Hackney’s mayor and environment chief are representing the borough at The 2021 United Nations Climate Change Conference (COP26) this week.
Mayor Philip Glanville and Cllr Mete Coban are attending on the back of speaking at a Green Recovery Community Engagement event.
The event brought together Hackney community organisations and leaders to discuss what a green recovery means ahead of the international summit currently meeting in Glasgow.
At the community event, the mayor said: “[It means] tackling the essential challenge of climate change, air pollution and getting to net zero.
“It has to be and it is a global challenge [and] it is a Hackney challenge.”
He continued: “But it is how you do that and embed social justice at its heart and if we don’t do that and we don’t bring it down to the local level we will fail.”
The mayor said some issues like energy security are national challenges but he added that energy poverty “is a very personal one to many Hackney residents”.
While he went on to detail top-down strategy’s which the government could pursue to tackle the energy crisis, such as increasing benefits or bailing out energy companies, he took issue with an announcement that it plans to offer £5,000 grants to help 90,000 households install low-carbon heating systems like heat pumps.
The government announced the plans, which are to be rolled out over the next three years, in a bid to cut Britain’s reliance on fossil fuel heating.
But mayor Glanville called the move a “subsidy for the heat pump industry” and said it was “not up to the task”.
Despite there being 25million gas boilers in the UK, he said, the subsidy will only pay for around 90,000 homes.
He warned that it would likely only apply to homeowners, may not be affordable for many and would require adequate insulation to be installed first to keep homes warm.
“A different method would be to invest long term in insulation and retrofit," mayor Glanville said.
The mayor says the task of retrofitting all Hackney homes would cost around £2billion but added that by building a supply chain of small local businesses that money could be injected back into the borough.
He stated: “Ultimately when you come back down to the people in Hackney, [what's important is] can I afford to heat my home and will it be a safe and healthy environment to bring up my family?
"And I think that is the prism we need to look at in this discussion.
“When I go to COP26 and I talk about the role of local government it isn’t to then hoard power at a council level, it is then to distribute it and do the work.”
The mayor talked of a just transition for businesses and personal travel with “paths and choices every step of the way”.
He said those paths have the potential to further “embed the inequalities that we already see” or be “transformative”.
The mayor added: “I think if we look at each issue through that prism and make the case to government and businesses that it is about the local first, the community first, we can transform society and get to net zero, which is the ultimate aim of everything that we are trying to do."
At the community discussion Cllr Mete Coban, portfolio holder for energy, waste, transport and public realm talked of the important role of Hackney people in bringing about change.

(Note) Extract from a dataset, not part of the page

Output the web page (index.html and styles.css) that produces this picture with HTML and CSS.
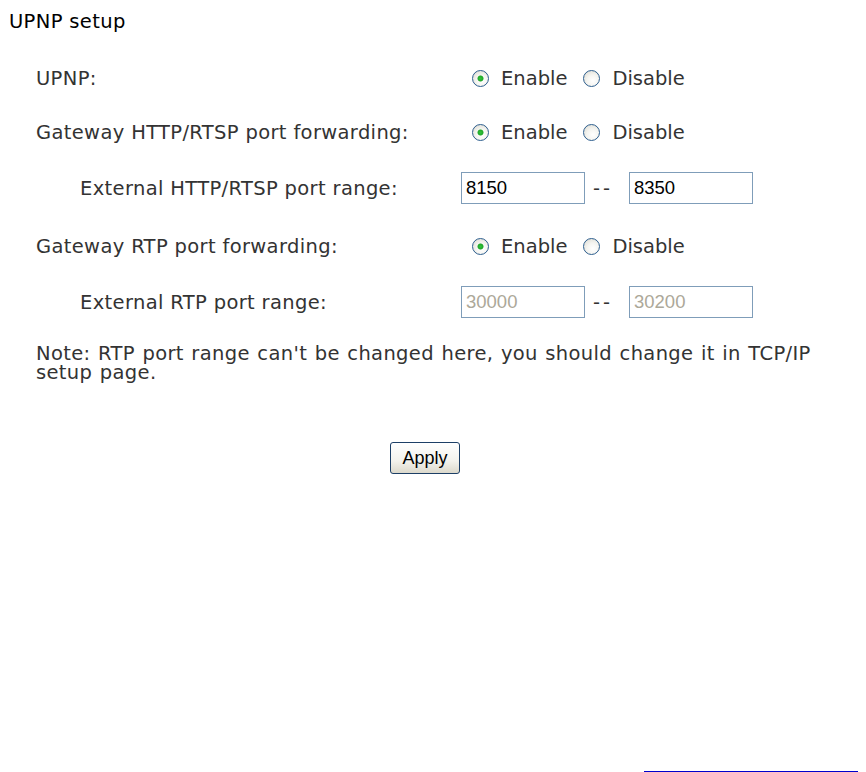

“We need to do this working hand in hand,” he said.
He added: “Having grown up in Hackney on a council estate I full well recognise that lots of people may work in jobs that may not necessarily be the most eco-friendly. The last thing we want to do is impact some of our working class communities.
"Obviously we see social justice as a key part of everything that we are trying to achieve."
He also spoke of the "danger of COP26".
"It's great and it's that big moment when we all unite and get our ideas and really use that momentum to develop some of those ideas," he said.
"But I'm also quite conscious that a lot of people may be like: 'What happens after COP26?'
"One of the things Hackney has been extremely clear about is that the conversation for us doesn’t stop at COP."
Hackney Council plans to carry on the conversation at a citizens assembly early next year to develop its climate action plan with the wider community.